** Short problem **
Set the data down again, exactly as it reads, but without the pictures.

** Given information **
•••••

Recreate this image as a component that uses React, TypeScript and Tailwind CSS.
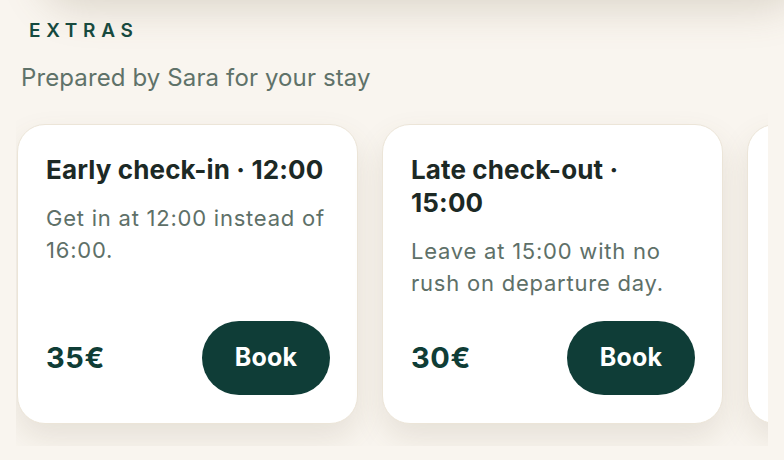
import React from 'react';

interface Extra {
  title: string;
  description: string;
  price: string;
}

const extras: Extra[] = [
  {
    title: 'Early check-in · 12:00',
    description: 'Get in at 12:00 instead of 16:00.',
    price: '35€',
  },
  {
    title: 'Late check-out · 15:00',
    description: 'Leave at 15:00 with no rush on departure day.',
    price: '30€',
  },
  {
    title: 'Airport transfer',
    description: 'A private car waiting for you at arrivals.',
    price: '45€',
  },
];

function ExtraCard({ extra }: { extra: Extra }) {
  return (
    <div className="flex flex-col w-[341px] h-[300px] shrink-0 pl-7 pr-[27px] py-7 bg-white border border-[#ece5d8] rounded-[28px] shadow-[0_14px_30px_rgba(110,90,60,0.13)]">
      <h3 className="text-[26px] leading-[33px] font-bold text-[#1c2925] tracking-[0.005em]">
        {extra.title}
      </h3>
      <p className="mt-[16px] text-[22px] leading-[32px] text-[#5e7068] tracking-[0.035em]">
        {extra.description}
      </p>
      <div className="mt-auto flex items-center justify-between">
        <span className="text-[29px] font-bold text-[#0f3d36] tracking-[0.02em]">
          {extra.price}
        </span>
        <button className="w-[128px] h-[74px] rounded-full bg-[#0f3d37] text-white text-[25px] font-bold tracking-[0.01em]">
          Book
        </button>
      </div>
    </div>
  );
}

export default function App() {
  return (
    <div
      className="relative w-[784px] h-[460px] overflow-hidden bg-[#f9f5ef]"
      style={{ fontFamily: 'Inter, "Noto Sans", sans-serif' }}
    >
      {/* header above, only its shadow peeks in */}
      <div className="absolute left-[40px] right-[-20px] top-[-70px] h-[70px] rounded-b-[40px] bg-[#f9f5ef] shadow-[0_8px_40px_rgba(120,100,70,0.22)]" />

      <div className="pt-[17px]">
        <p className="ml-[29px] text-[19px] leading-[28px] font-semibold tracking-[0.3em] text-[#154a3f]">
          EXTRAS
        </p>
        <p className="mt-[17px] ml-[21px] text-[24px] leading-[32px] text-[#5f7269] tracking-[0.005em]">
          Prepared by Sara for your stay
        </p>
      </div>

      <div className="ml-4 mt-[14px] w-[752px] overflow-hidden flex gap-6 pl-[1px] pt-4 pb-[22px]">
        {extras.map((extra) => (
          <ExtraCard key={extra.title} extra={extra} />
        ))}
      </div>
    </div>
  );
}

•••••

** Right answer **
Recreate this image as a component that uses React, TypeScript and Tailwind CSS.
import React from 'react';

interface Extra {
  title: string;
  description: string;
  price: string;
}

const extras: Extra[] = [
  {
    title: 'Early check-in · 12:00',
    description: 'Get in at 12:00 instead of 16:00.',
    price: '35€',
  },
  {
    title: 'Late check-out · 15:00',
    description: 'Leave at 15:00 with no rush on departure day.',
    price: '30€',
  },
  {
    title: 'Airport transfer',
    description: 'A private car waiting for you at arrivals.',
    price: '45€',
  },
];

function ExtraCard({ extra }: { extra: Extra }) {
  return (
    <div className="flex flex-col w-[341px] h-[300px] shrink-0 pl-7 pr-[27px] py-7 bg-white border border-[#ece5d8] rounded-[28px] shadow-[0_14px_30px_rgba(110,90,60,0.13)]">
      <h3 className="text-[26px] leading-[33px] font-bold text-[#1c2925] tracking-[0.005em]">
        {extra.title}
      </h3>
      <p className="mt-[16px] text-[22px] leading-[32px] text-[#5e7068] tracking-[0.035em]">
        {extra.description}
      </p>
      <div className="mt-auto flex items-center justify-between">
        <span className="text-[29px] font-bold text-[#0f3d36] tracking-[0.02em]">
          {extra.price}
        </span>
        <button className="w-[128px] h-[74px] rounded-full bg-[#0f3d37] text-white text-[25px] font-bold tracking-[0.01em]">
          Book
        </button>
      </div>
    </div>
  );
}

export default function App() {
  return (
    <div
      className="relative w-[784px] h-[460px] overflow-hidden bg-[#f9f5ef]"
      style={{ fontFamily: 'Inter, "Noto Sans", sans-serif' }}
    >
      {/* header above, only its shadow peeks in */}
      <div className="absolute left-[40px] right-[-20px] top-[-70px] h-[70px] rounded-b-[40px] bg-[#f9f5ef] shadow-[0_8px_40px_rgba(120,100,70,0.22)]" />

      <div className="pt-[17px]">
        <p className="ml-[29px] text-[19px] leading-[28px] font-semibold tracking-[0.3em] text-[#154a3f]">
          EXTRAS
        </p>
        <p className="mt-[17px] ml-[21px] text-[24px] leading-[32px] text-[#5f7269] tracking-[0.005em]">
          Prepared by Sara for your stay
        </p>
      </div>

      <div className="ml-4 mt-[14px] w-[752px] overflow-hidden flex gap-6 pl-[1px] pt-4 pb-[22px]">
        {extras.map((extra) => (
          <ExtraCard key={extra.title} extra={extra} />
        ))}
      </div>
    </div>
  );
}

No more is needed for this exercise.